■ GIVEN INFORMATION ■
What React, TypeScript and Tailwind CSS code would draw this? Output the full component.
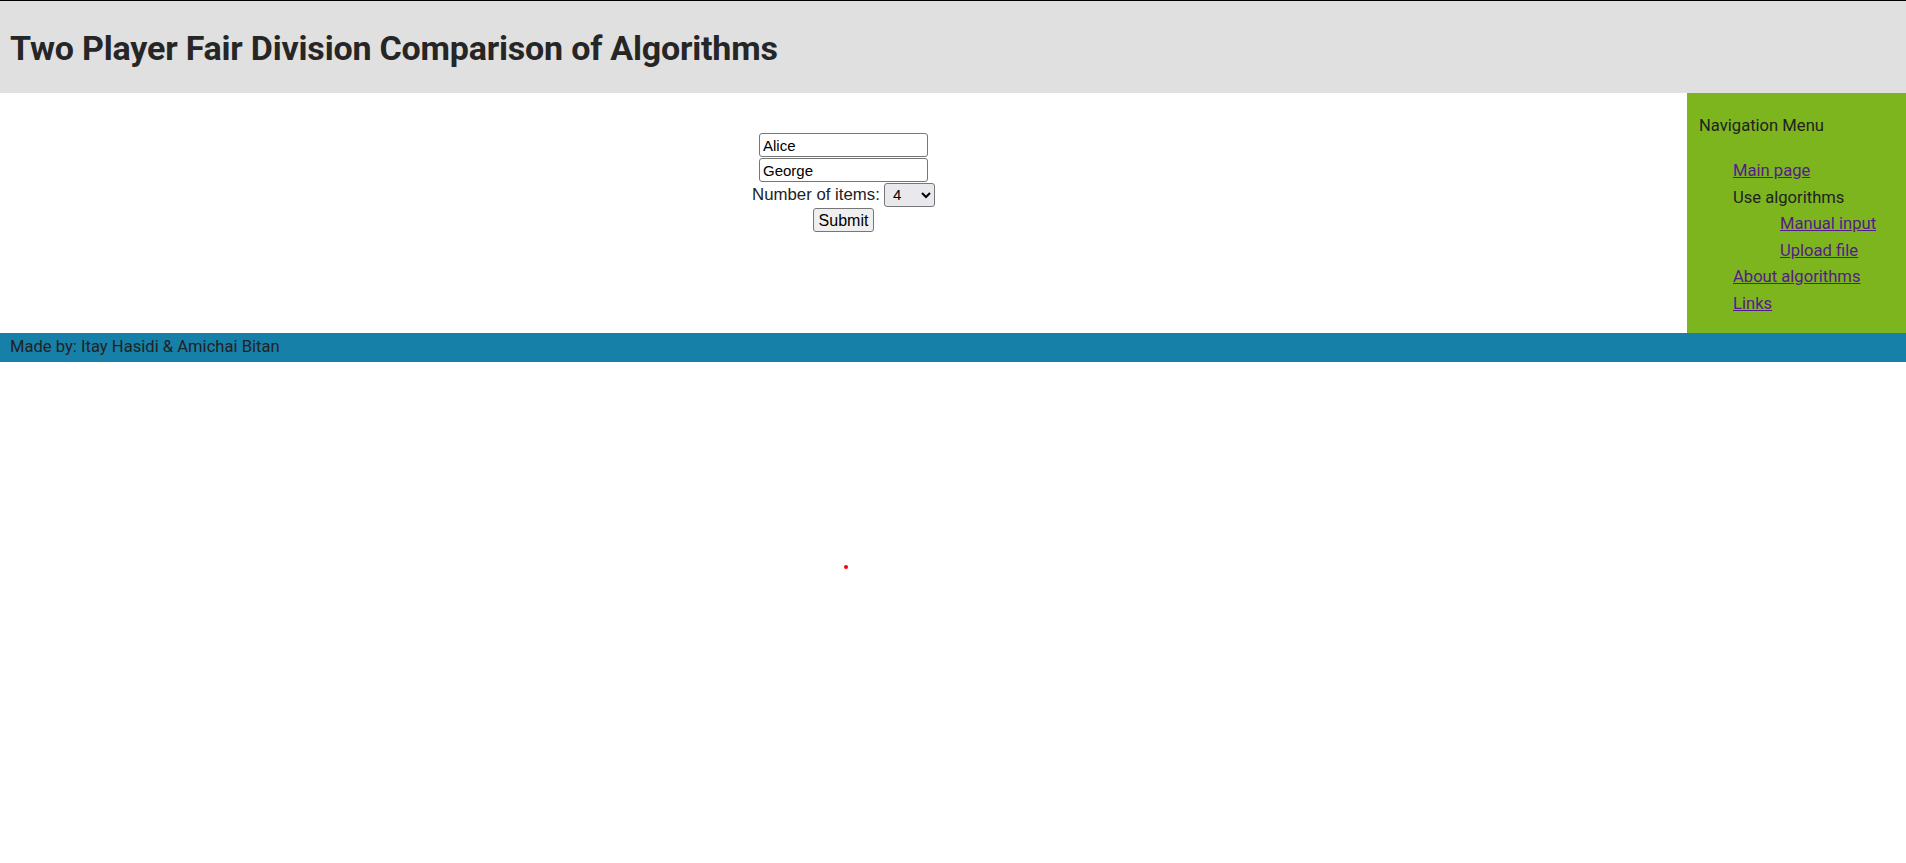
import React, { useState } from 'react';

const links = 'text-[#551a8b] underline';

export default function App() {
  const [p1, setP1] = useState('Alice');
  const [p2, setP2] = useState('George');
  const [count, setCount] = useState('4');

  return (
    <div className="relative min-h-[863px] bg-white font-['Roboto',sans-serif] text-[16.6px] text-[#222]">
      <header className="h-[93px] border-t border-black bg-[#e0e0e0] flex items-center px-[10px]">
        <h1 className="text-[34px] font-bold text-[#262626] tracking-[-0.2px] pt-[2px]">
          Two Player Fair Division Comparison of Algorithms
        </h1>
      </header>

      <div className="flex h-[240px]">
        <main className="flex-1 pt-[40px]">
          <form
            onSubmit={(e) => e.preventDefault()}
            className="flex flex-col items-center font-['Liberation_Sans',Arial,sans-serif] text-black"
          >
            <input
              value={p1}
              onChange={(e) => setP1(e.target.value)}
              className="w-[169px] h-[24px] border border-[#767676] rounded-[3px] px-[3px] text-[15px]"
            />
            <input
              value={p2}
              onChange={(e) => setP2(e.target.value)}
              className="mt-[1px] w-[169px] h-[24px] border border-[#767676] rounded-[3px] px-[3px] text-[15px]"
            />
            <div className="flex items-center h-[25px] gap-[4px]">
              <span className="text-[16.8px] text-[#222]">Number of items:</span>
              <select
                value={count}
                onChange={(e) => setCount(e.target.value)}
                className="w-[51px] h-[24px] border border-[#767676] rounded-[3px] bg-[#e9e9ed] pl-[4px] text-[15px]"
              >
                {['2', '3', '4', '5', '6', '7', '8'].map((n) => (
                  <option key={n} value={n}>{n}</option>
                ))}
              </select>
            </div>
            <button
              type="submit"
              className="mt-[1px] w-[61px] h-[24px] border border-[#767676] rounded-[3px] bg-[#efefef] text-[16px]"
            >
              Submit
            </button>
          </form>
        </main>

        <aside className="w-[219px] bg-[#7cb51d] pl-[12px] pt-[23px] text-[#222]">
          <p className="leading-[20px]">Navigation Menu</p>
          <ul className="mt-[22px] pl-[34px] leading-[26.5px]">
            <li><a href="#" className={links}>Main page</a></li>
            <li>
              Use algorithms
              <ul className="pl-[47px]">
                <li><a href="#" className={links}>Manual input</a></li>
                <li><a href="#" className={links}>Upload file</a></li>
              </ul>
            </li>
            <li><a href="#" className={links}>About algorithms</a></li>
            <li><a href="#" className={links}>Links</a></li>
          </ul>
        </aside>
      </div>

      <footer className="h-[29px] bg-[#1680a9] flex items-center px-[10px] text-[#222]">
        Made by: Itay Hasidi &amp; Amichai Bitan
      </footer>

      <span className="absolute left-[844px] top-[565px] w-[4px] h-[4px] bg-[#ff0000] rounded-full" />
    </div>
  );
}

■ SET PROBLEM ■
From the material above, gather all lines that include the string "React" and copy them.

■ OUTPUT FOR THIS TASK ■
What React, TypeScript and Tailwind CSS code would draw this? Output the full component.
import React, { useState } from 'react';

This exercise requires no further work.